Implementation of vector database

Open vkirkl opened this issue 6 months ago • 0 comments

Feature description and context

This is the parent issue for the implementation of a vector database within Wildbook. Implementation includes storing embeddings generated during identification, archiving of embeddings, use of embeddings for matching, and migration of any connected legacy code.

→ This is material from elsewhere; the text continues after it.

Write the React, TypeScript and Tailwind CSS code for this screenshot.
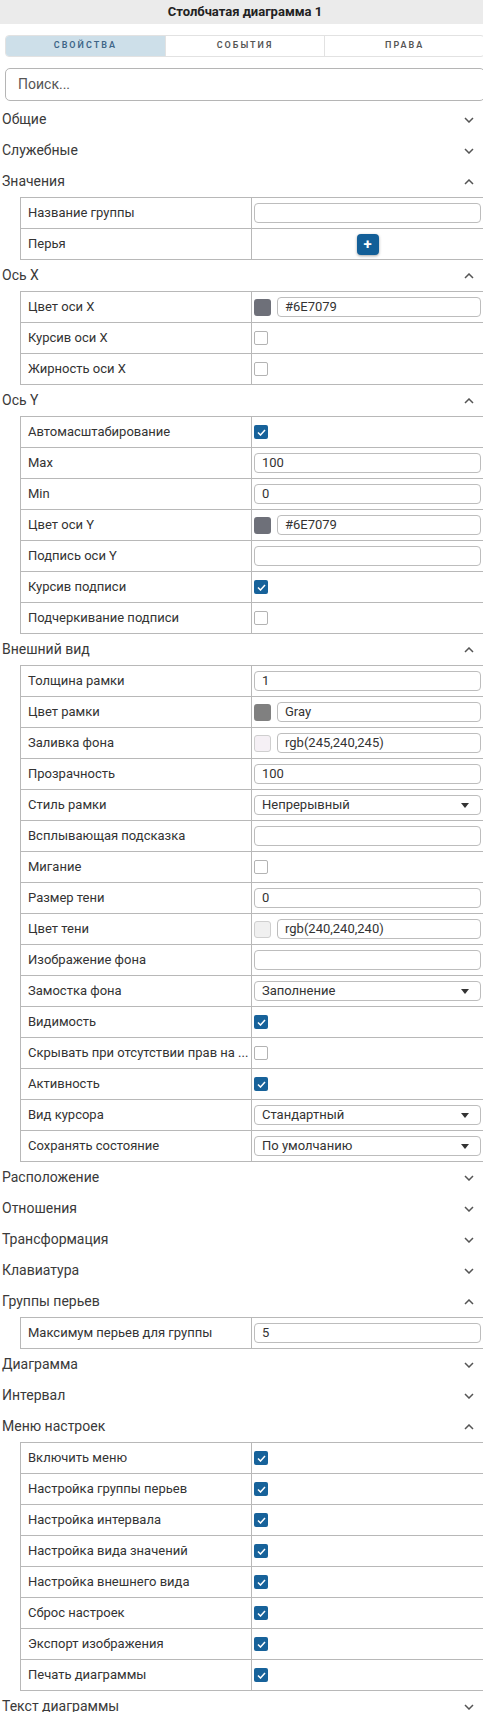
import { ReactNode } from 'react';

type Row =
  | { label: string; kind: 'input'; value?: string }
  | { label: string; kind: 'color'; value: string; swatch: string; light?: boolean }
  | { label: string; kind: 'check'; checked: boolean }
  | { label: string; kind: 'select'; value: string }
  | { label: string; kind: 'add' };

type Section = { title: string; rows?: Row[] };

const sections: Section[] = [
  { title: 'Общие' },
  { title: 'Служебные' },
  {
    title: 'Значения',
    rows: [
      { label: 'Название группы', kind: 'input' },
      { label: 'Перья', kind: 'add' },
    ],
  },
  {
    title: 'Ось X',
    rows: [
      { label: 'Цвет оси X', kind: 'color', value: '#6E7079', swatch: '#6E7079' },
      { label: 'Курсив оси X', kind: 'check', checked: false },
      { label: 'Жирность оси X', kind: 'check', checked: false },
    ],
  },
  {
    title: 'Ось Y',
    rows: [
      { label: 'Автомасштабирование', kind: 'check', checked: true },
      { label: 'Max', kind: 'input', value: '100' },
      { label: 'Min', kind: 'input', value: '0' },
      { label: 'Цвет оси Y', kind: 'color', value: '#6E7079', swatch: '#6E7079' },
      { label: 'Подпись оси Y', kind: 'input' },
      { label: 'Курсив подписи', kind: 'check', checked: true },
      { label: 'Подчеркивание подписи', kind: 'check', checked: false },
    ],
  },
  {
    title: 'Внешний вид',
    rows: [
      { label: 'Толщина рамки', kind: 'input', value: '1' },
      { label: 'Цвет рамки', kind: 'color', value: 'Gray', swatch: '#808080' },
      { label: 'Заливка фона', kind: 'color', value: 'rgb(245,240,245)', swatch: 'rgb(245,240,245)', light: true },
      { label: 'Прозрачность', kind: 'input', value: '100' },
      { label: 'Стиль рамки', kind: 'select', value: 'Непрерывный' },
      { label: 'Всплывающая подсказка', kind: 'input' },
      { label: 'Мигание', kind: 'check', checked: false },
      { label: 'Размер тени', kind: 'input', value: '0' },
      { label: 'Цвет тени', kind: 'color', value: 'rgb(240,240,240)', swatch: 'rgb(240,240,240)', light: true },
      { label: 'Изображение фона', kind: 'input' },
      { label: 'Замостка фона', kind: 'select', value: 'Заполнение' },
      { label: 'Видимость', kind: 'check', checked: true },
      // label is shortened by the app itself
      { label: 'Скрывать при отсутствии прав на ...', kind: 'check', checked: false },
      { label: 'Активность', kind: 'check', checked: true },
      { label: 'Вид курсора', kind: 'select', value: 'Стандартный' },
      { label: 'Сохранять состояние', kind: 'select', value: 'По умолчанию' },
    ],
  },
  { title: 'Расположение' },
  { title: 'Отношения' },
  { title: 'Трансформация' },
  { title: 'Клавиатура' },
  {
    title: 'Группы перьев',
    rows: [{ label: 'Максимум перьев для группы', kind: 'input', value: '5' }],
  },
  { title: 'Диаграмма' },
  { title: 'Интервал' },
  {
    title: 'Меню настроек',
    rows: [
      { label: 'Включить меню', kind: 'check', checked: true },
      { label: 'Настройка группы перьев', kind: 'check', checked: true },
      { label: 'Настройка интервала', kind: 'check', checked: true },
      { label: 'Настройка вида значений', kind: 'check', checked: true },
      { label: 'Настройка внешнего вида', kind: 'check', checked: true },
      { label: 'Сброс настроек', kind: 'check', checked: true },
      { label: 'Экспорт изображения', kind: 'check', checked: true },
      { label: 'Печать диаграммы', kind: 'check', checked: true },
    ],
  },
  { title: 'Текст диаграммы' },
];

const Chevron = ({ open }: { open: boolean }) => (
  <svg width="10" height="6" viewBox="0 0 10 6" className={open ? 'rotate-180' : ''}>
    <polyline points="1,1 5,5 9,1" fill="none" stroke="#555" strokeWidth="1.5" />
  </svg>
);

const Field = ({ children }: { children?: ReactNode }) => (
  <div className="flex h-[20px] flex-1 items-center rounded-[4px] border border-[#bdbdbd] px-[7px] text-[13px] text-[#333]">
    {children}
  </div>
);

const Checkbox = ({ checked }: { checked: boolean }) =>
  checked ? (
    <div className="flex h-[14px] w-[14px] items-center justify-center rounded-[2px] bg-[#17629a]">
      <svg width="9" height="7" viewBox="0 0 9 7">
        <polyline points="1,3.5 3.5,6 8,1" fill="none" stroke="#fff" strokeWidth="1.5" />
      </svg>
    </div>
  ) : (
    <div className="h-[14px] w-[14px] rounded-[2px] border-[1.5px] border-[#b3b3b3] bg-white" />
  );

const Value = ({ row }: { row: Row }) => {
  switch (row.kind) {
    case 'input':
      return <Field>{row.value}</Field>;
    case 'color':
      return (
        <div className="flex flex-1 items-center gap-[6px]">
          <div
            className={`h-[17px] w-[17px] shrink-0 rounded-[3px] ${row.light ? 'border border-[#cfcfcf]' : ''}`}
            style={{ backgroundColor: row.swatch }}
          />
          <Field>{row.value}</Field>
        </div>
      );
    case 'check':
      return <Checkbox checked={row.checked} />;
    case 'select':
      return (
        <Field>
          <span className="flex-1">{row.value}</span>
          <svg width="8" height="5" viewBox="0 0 8 5" className="mr-[4px]">
            <polygon points="0,0 8,0 4,5" fill="#333" />
          </svg>
        </Field>
      );
    case 'add':
      return (
        <div className="flex flex-1 justify-center">
          <div className="flex h-[21px] w-[22px] items-center justify-center rounded-[4px] bg-[#135f98] text-[15px] font-bold leading-none text-white shadow-[0_1px_3px_rgba(0,0,0,0.35)]">
            +
          </div>
        </div>
      );
  }
};

const PropTable = ({ rows }: { rows: Row[] }) => (
  <div className="ml-[20px] mr-[5px] border-x border-t border-[#b8b8b8]">
    {rows.map((row) => (
      <div key={row.label} className="grid h-[31px] grid-cols-[231px_1fr] border-b border-[#b8b8b8]">
        <div className="flex items-center whitespace-nowrap border-r border-[#b8b8b8] pl-[7px] text-[13px] text-[#333]">
          {row.label}
        </div>
        <div className="flex items-center pl-[2px] pr-[3px]">
          <Value row={row} />
        </div>
      </div>
    ))}
  </div>
);

export default function App() {
  return (
    <div className="w-[483px] overflow-hidden bg-white font-['Roboto',sans-serif]">
      <div className="w-[490px]">
        <div className="flex h-[24px] items-center justify-center bg-[#ebebeb] text-[13px] font-bold text-[#222]">
          Столбчатая диаграмма 1
        </div>

        <div className="mx-[5px] mt-[11px] flex h-[22px] overflow-hidden rounded-[4px] border border-[#e2e2e2] text-[9px] font-semibold tracking-[2px]">
          <div className="flex flex-1 items-center justify-center bg-[#cddfe9] text-[#3d6587]">СВОЙСТВА</div>
          <div className="flex flex-1 items-center justify-center border-l border-[#e2e2e2] text-[#555]">СОБЫТИЯ</div>
          <div className="flex flex-1 items-center justify-center border-l border-[#e2e2e2] text-[#555]">ПРАВА</div>
        </div>

        <div className="mx-[5px] mt-[11px] flex h-[33px] items-center rounded-[5px] border border-[#b5b5b5] px-[12px] text-[14px] text-[#555]">
          Поиск...
        </div>

        <div className="mt-[3px]">
          {sections.map((s) => (
            <div key={s.title}>
              <div className="flex h-[31px] items-center justify-between pl-[2px] pr-[16px] text-[14px] text-[#3a3a3a]">
                <span>{s.title}</span>
                <Chevron open={!!s.rows} />
              </div>
              {s.rows && <PropTable rows={s.rows} />}
            </div>
          ))}
        </div>
      </div>
    </div>
  );
}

Feature sign-off requirements

evaluation of technology options complete [ticket], to include documentation of:
- demonstrable benefit of adopting new technology if current (i.e., OpenSearch) is not recommended
- upgrade / migration path
- are recommendations "nice to have" or necessary for a vector database MVP?
if new technology is recommended, it should be added to deployment code and documentation [ticket]
documentation of vector database configuration [ticket]
- management and tuning
test plan and implemented tests [ticket]
upgrade issues [parent ticket]
- migration of current code to vector

Notes from 7/21

how is vector produced:
- created at same time as detection?
- later, based on annotation (from detection or manual)? if so: how is this annotation passed to ML?
- (maybe both options above)
proposed: postgresql as permanent/truth source of vector data, opensearch index build from that (already is backed up etc)
experiment with vectors as part of opensearch documents (fields) to be added to annotation index (versus separate vector index) [jon]

Jul 01 '25 17:07 vkirkl